Don't just state that an event occurred—explain why it matters now. Effective historical content always answers the question: Why should your audience care?

For example:

  • What lessons does this moment offer for today?

  • How did it shape the way your company operates?

  • How are you honoring or building upon that legacy?

The goal is to create a bridge from past to present—not a history lecture, but a meaningful reflection.

Step 3: Choose the Right Format

Depending on the story and platform, you might express your commemorative content as:

  • A long-form blog post or thought leadership article

  • A photo essay or video retrospective

  • A podcast episode featuring interviews or archival audio

  • A social media carousel or timeline

  • A microsite or landing page for a larger campaign

Match the tone and depth of the story to the medium your audience prefers.

Step 4: Include Rich, Engaging Details

Historical content becomes compelling when it feels real. Include:

  • Quotes from people who were there

  • Archival images or videos

  • Scans of documents, ads, or logos from the past

  • Graphs or data visualizations showing change over time

  • Personal reflections from team members or stakeholders

The more vivid and specific the story, the more likely it is to resonate and be remembered.

Step 5: Optimize for Evergreen Value

Even though you’re commemorating a specific date, your content should be discoverable and relevant beyond that day. To ensure evergreen value:

  • Use timeless language that avoids year-specific phrasing where possible

  • Create a clear URL structure (e.g., yourdomain.com/earth-day-impact)

  • Link to related educational or thought leadership content

  • Tag with strategic keywords and add internal links for SEO

  • Plan to refresh and reshare annually

Examples of Commemorative Evergreen Content in Action

Many organizations have successfully used historical dates to drive awareness and connection.

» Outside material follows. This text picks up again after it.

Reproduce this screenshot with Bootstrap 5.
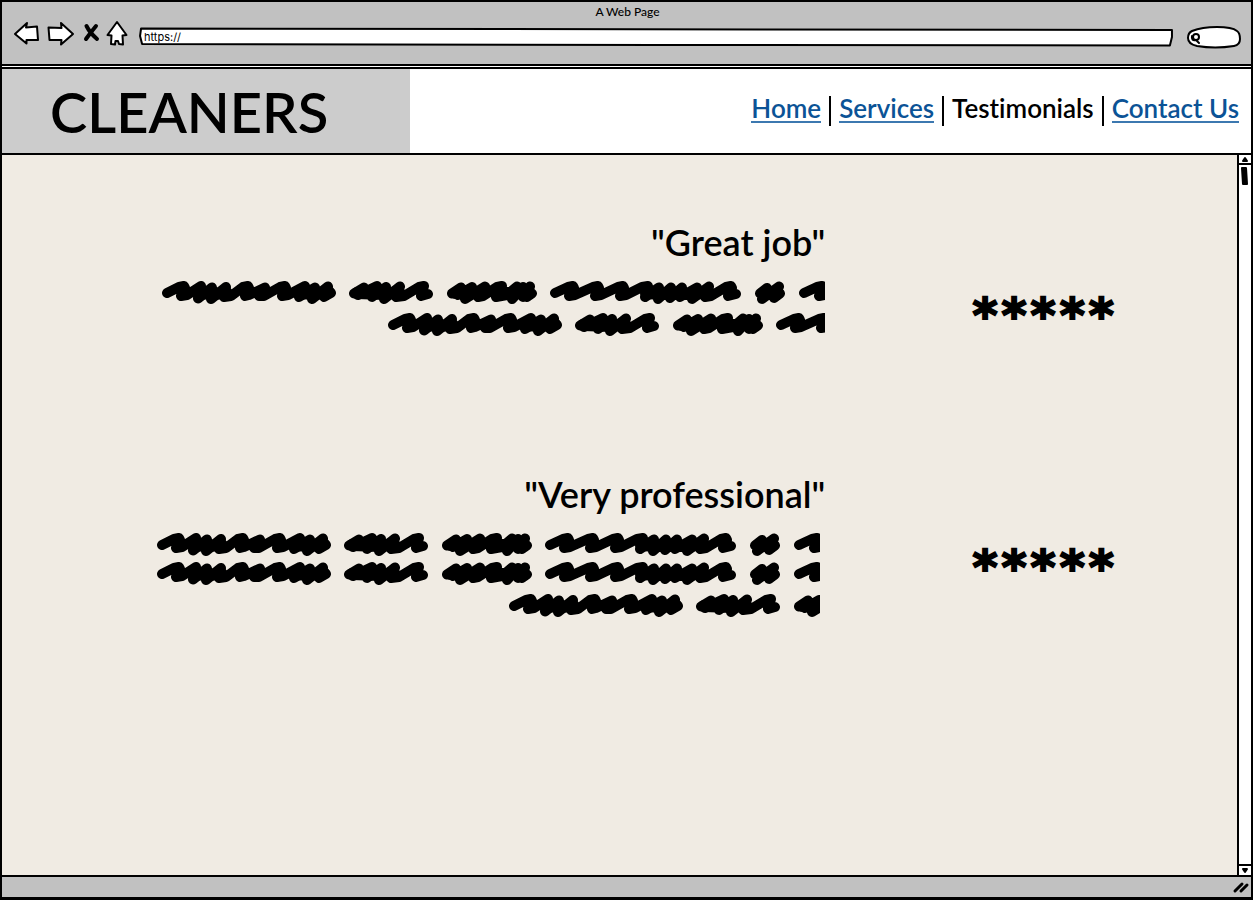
<!DOCTYPE html>
<html lang="en">
<head>
<meta charset="utf-8">
<meta name="viewport" content="width=device-width, initial-scale=1">
<title>A Web Page</title>
<link href="https://cdn.jsdelivr.net/npm/bootstrap@5.3.0/dist/css/bootstrap.min.css" rel="stylesheet">
<style>
  body { font-family: Lato, "Open Sans", sans-serif; font-weight: 500; color: #000; background: #fff; font-variant-ligatures: none; }
  .frame { border: 2px solid #000; border-bottom-width: 3px; }
  .chrome { background: #c1c1c1; border-bottom: 2px solid #000; height: 64px; padding: 0 10px 0 12px; }
  .chrome-title { font-size: 12px; line-height: 20px; }
  .tools { height: 30px; }
  .tool { line-height: 0; }
  .tool svg, .field svg { overflow: visible; }
  .ink { fill: #fff; stroke: #000; stroke-width: 2; stroke-linejoin: round; stroke-linecap: round; vector-effect: non-scaling-stroke; }
  .field input { background: transparent; outline: 0; color: #000; }
  .address { margin: 6px 14px 0 11px; height: 18px; }
  .address input { font-family: Inter, sans-serif; font-size: 11px; line-height: 18px; padding: 0 5px; }
  .search { width: 54px; height: 22px; margin-top: 5px; }
  .search input { padding: 0 6px 0 16px; font-size: 11px; }
  .brandbar { height: 88px; border-top: 2px solid #000; border-bottom: 2px solid #000; margin-top: 1px; }
  .brand { width: 32.7%; min-width: 300px; background: #ccc; padding-left: 48px; font-size: 56px; line-height: 86px; font-weight: 600; }
  .menu { font-size: 26px; line-height: 25px; font-weight: 600; padding-right: 12px; }
  .menu li { padding: 0 8px 3px; }
  .menu li + li { border-left: 2px solid #000; }
  .menu li:last-child { padding-right: 0; }
  .menu a { color: #0b5396; text-decoration: none; display: block; border-bottom: 2px solid #3c78b0; }
  .page-area { background: #f0ebe3; }
  .quotes { padding-top: 63px; }
  .quote { margin-bottom: 125px; }
  .quote h2 { font-size: 36px; line-height: 48px; font-weight: 600; margin: 0 0 14px; }
  .scribble { display: block; margin-left: auto; height: 26px; max-width: 100%; }
  .stars { font-family: "DejaVu Sans", sans-serif; font-weight: 700; font-size: 48px; line-height: 60px; gap: 4px; padding: 67px 0 0 24px; -webkit-text-stroke: 2px #000; }
  .inset { padding-right: 5px; }
  .gap-s { margin-top: 3px; }
  .gap-m { margin-top: 6px; }
  .scroller { width: 14px; background: #fff; border-left: 2px solid #000; }
  .scroller button { height: 11px; line-height: 0; }
  .scroller svg { display: block; }
  .statusbar { height: 22px; background: #c1c1c1; border-top: 2px solid #000; }
</style>
</head>
<body>
<div class="frame min-vh-100 d-flex flex-column">
  <header class="chrome">
    <div class="chrome-title text-center">A Web Page</div>
    <div class="tools d-flex align-items-start">
      <button class="tool btn p-0 border-0" aria-label="Back"><svg width="26" height="26" viewBox="0 0 26 26"><path class="ink" d="M1 12 13 1 12 5.500 23 4.500 24 18 12.500 18 12.500 21.500Z"/></svg></button>
      <button class="tool btn p-0 border-0 ms-2" aria-label="Forward"><svg width="26" height="26" viewBox="0 0 26 26"><path class="ink" d="M25 12 13 1 13.500 6 0.500 5.500 1.500 18 13.500 18 13 22.500Z"/></svg></button>
      <button class="tool btn p-0 border-0 ms-2" aria-label="Stop"><svg width="18" height="26" viewBox="0 0 18 26"><path d="M4.500 4Q8 11 15 17M14 4Q9 10 4 17" fill="none" stroke="#000" stroke-width="4" stroke-linecap="round"/></svg></button>
      <button class="tool btn p-0 border-0 ms-1" aria-label="Home"><svg width="24" height="26" viewBox="0 0 24 26"><path class="ink" d="M13 0 22.500 13 18.500 13.500 19 22.500 15 22 14 19 11.500 19 11 22.500 7 22 7.500 13.500 3.500 13Z"/></svg></button>
      <div class="address field position-relative flex-grow-1">
        <svg class="position-absolute w-100 h-100" viewBox="0 0 100 18" preserveAspectRatio="none" aria-hidden="true"><path class="ink" d="M0.200 0.500 60 1.500 99.900 2 99.900 9 99.700 17.500 50 17 0.300 16 0.100 8Z"/></svg>
        <input class="position-relative border-0 w-100 d-block" type="text" aria-label="Address" value="https://">
      </div>
      <div class="search field position-relative">
        <svg class="position-absolute" width="54" height="22" viewBox="0 0 54 22" aria-hidden="true"><path class="ink" d="M5 4Q15 0 30 0T50 4Q53 6 53 12 53 18 47 19 28 22 10 19 1 17 1 11 1 6 5 4Z"/><path class="ink" d="M5 9Q4 14 9 13L12 16"/><circle class="ink" cx="9" cy="10" r="3"/></svg>
        <input class="position-relative border-0 w-100 h-100 d-block" type="text" aria-label="Search">
      </div>
    </div>
  </header>

  <div class="brandbar bg-white d-flex">
    <div class="brand">CLEANERS</div>
    <nav class="ms-auto d-flex align-items-center" aria-label="Main">
      <ul class="menu list-unstyled d-flex mb-0">
        <li><a href="#">Home</a></li>
        <li><a href="#">Services</a></li>
        <li aria-current="page">Testimonials</li>
        <li><a href="#">Contact Us</a></li>
      </ul>
    </nav>
  </div>

  <div class="page-area flex-grow-1 d-flex">
    <main class="quotes flex-grow-1">
      <svg width="0" height="0" class="position-absolute" aria-hidden="true">
        <defs>
          <g id="scrawl" fill="none" stroke="#000" stroke-width="10" stroke-linecap="round" stroke-linejoin="round">
            <path d="M6 13 18 7 23 6 24 8 20 16 26 15 40 6 37 18.500 51 7.500 50 19 65 7 63 17 70 16 82 7 87 6 88 8 84 16 88 15 104 7.500 98 16 103 16 119 7 124 6 125 8 121 16 127 15 144 6 138 17 154 7.500 151 19 167 6.500 163 17 170 13"/>
            <path d="M193 13.500 203 7.500 197 15 216 6 211 17 225 7 223 19 239 6.500 235 17 243 16 258 7 263 6 260 16 267 14"/>
            <path d="M291 13.500 300 7.500 297 15 311 7 304 19 324 6.500 317 17 322 16 336 7 341 6 335 17 346 15 356 6.500 351 19 362 7 362 17 369 6.500 366 17 371 13.500"/>
            <path d="M394 13 407 7 412 6 413 8 408 16 414 15 432 7 437 6 438 8 434 16 440 15 457 7 462 6 463 8 459 16 465 15 481 7 487 6 484 17 498 7.500 497 19 510 7.500 509 18 521 7.500 519 17 536 7.500 531 19 548 6.500 544 17 550 16 565 7 570 6 571 8 567 16 575 14"/>
            <path d="M599 13.500 606 8 601 19 618 6.500 613 18 619 13.500"/>
            <path d="M643 13 656 7 661 6 662 8 658 16 668 14"/>
            <path stroke-width="12" d="M40 13 50 14 66 13M100 12H104M138 13 153 14 168 12M196 13 223 14 238 12M295 13 322 12M338 13 368 13M485 13 500 14 533 14 546 12M602 13H617"/>
          </g>
        </defs>
      </svg>

      <section class="quote row g-0">
        <div class="col-8 text-end">
          <h2>"Great job"</h2>
          <svg class="scribble" width="664" role="img" aria-label="Testimonial text"><use href="#scrawl"/></svg>
          <svg class="scribble gap-m" width="438" aria-hidden="true"><use href="#scrawl"/></svg>
        </div>
        <div class="stars col-4 d-flex justify-content-center"><span>*</span><span>*</span><span>*</span><span>*</span><span>*</span></div>
      </section>

      <section class="quote row g-0">
        <div class="col-8 text-end">
          <h2>"Very professional"</h2>
          <div class="inset">
            <svg class="scribble" width="664" role="img" aria-label="Testimonial text"><use href="#scrawl"/></svg>
            <svg class="scribble gap-s" width="664" aria-hidden="true"><use href="#scrawl"/></svg>
            <svg class="scribble gap-m" width="312" aria-hidden="true"><use href="#scrawl"/></svg>
          </div>
        </div>
        <div class="stars col-4 d-flex justify-content-center"><span>*</span><span>*</span><span>*</span><span>*</span><span>*</span></div>
      </section>
    </main>

    <div class="scroller d-flex flex-column">
      <button class="btn p-0 border-0 rounded-0" aria-label="Scroll up"><svg width="12" height="11" viewBox="0 0 12 11"><path d="M6 3 8 6H4ZM0 9H12" stroke="#000" stroke-width="2" stroke-linejoin="round"/></svg></button>
      <svg width="12" height="20" viewBox="0 0 12 20" aria-hidden="true"><path d="M3 2H7L8 18H4Z" stroke="#000" stroke-width="2" stroke-linejoin="round"/></svg>
      <button class="btn p-0 border-0 rounded-0 mt-auto" aria-label="Scroll down"><svg width="12" height="11" viewBox="0 0 12 11"><path d="M6 8 8 5H4ZM0 1H12" stroke="#000" stroke-width="2" stroke-linejoin="round"/></svg></button>
    </div>
  </div>

  <footer class="statusbar d-flex justify-content-end align-items-center">
    <svg width="20" height="16" viewBox="0 0 20 16" aria-hidden="true"><path d="M4 12 11 5M10 12 16 6" stroke="#000" stroke-width="3" stroke-linecap="round"/></svg>
  </footer>
</div>
<script src="https://cdn.jsdelivr.net/npm/bootstrap@5.3.0/dist/js/bootstrap.bundle.min.js"></script>
</body>
</html>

Consider:

  • NASA’s Apollo 11 50th Anniversary Site – Featuring immersive storytelling, multimedia, and timelines that celebrate a defining moment in space history.

  • Ben & Jerry’s Social Justice Milestones – Highlighting the company’s involvement in key movements over time, tied to events like MLK Day and Juneteenth.

  • The New York Times’ “Past Tense” Series – A collection of deeply reported stories that bring lesser-known historical moments to life.

  • Microsoft’s History of Innovation – A timeline celebrating key product launches and technological breakthroughs over decades.

Each of these examples uses the past not just to inform, but to inspire action and reflection today.

Potential Pitfalls to Avoid

While historical content offers immense value, it comes with some caveats:

1. Tone Sensitivity

When commemorating tragic or solemn events (e.g., natural disasters, social injustices, wars), ensure your content is respectful, accurate, and not exploitative. Avoid trying to link sales or marketing promotions to these moments unless you have a clear, authentic purpose.

2. Superficiality

Don’t just post “Happy Women’s History Month!” and call it a day. Commemorative content should go deeper—tell a story, highlight a contribution, offer a reflection. Surface-level nods can come across as performative.

3. Inaccuracy

Always fact-check. The internet never forgets, and errors in historical context can damage credibility.

Refresh and Reuse: How to Make Commemorative Content Evergreen

One of the best things about commemorative content is that it keeps working for you. Here's how to build on what you’ve created:

  • Annual Updates: Add new data, quotes, or reflections each year.

  • New Formats: Turn blog posts into infographics, videos, or social threads.

  • Email Series: Send out “This Week in History” segments to your subscribers.

  • Republishing with Perspective: Reflect on how things have changed since you last shared the piece.

With thoughtful updates, a single historical article can generate value for years.

Final Thoughts: Anchoring the Present in the Past

The stories we tell about the past shape how we understand the present—and imagine the future. As a content creator or strategist, you have the opportunity to make that connection intentional, powerful, and evergreen.

Commemorative content reminds us that we’re part of a larger story. It’s not just about nostalgia. It’s about reflection, learning, honoring, and moving forward with perspective.

If your brand stands for something—values, legacy, progress—then honoring key moments through thoughtful, lasting content can deepen your audience’s trust and engagement in a way no trend-driven campaign can.

So go back. Look at the milestones, the dates, the quiet turning points. There’s gold in the archives. And there’s power in telling those stories—again and again.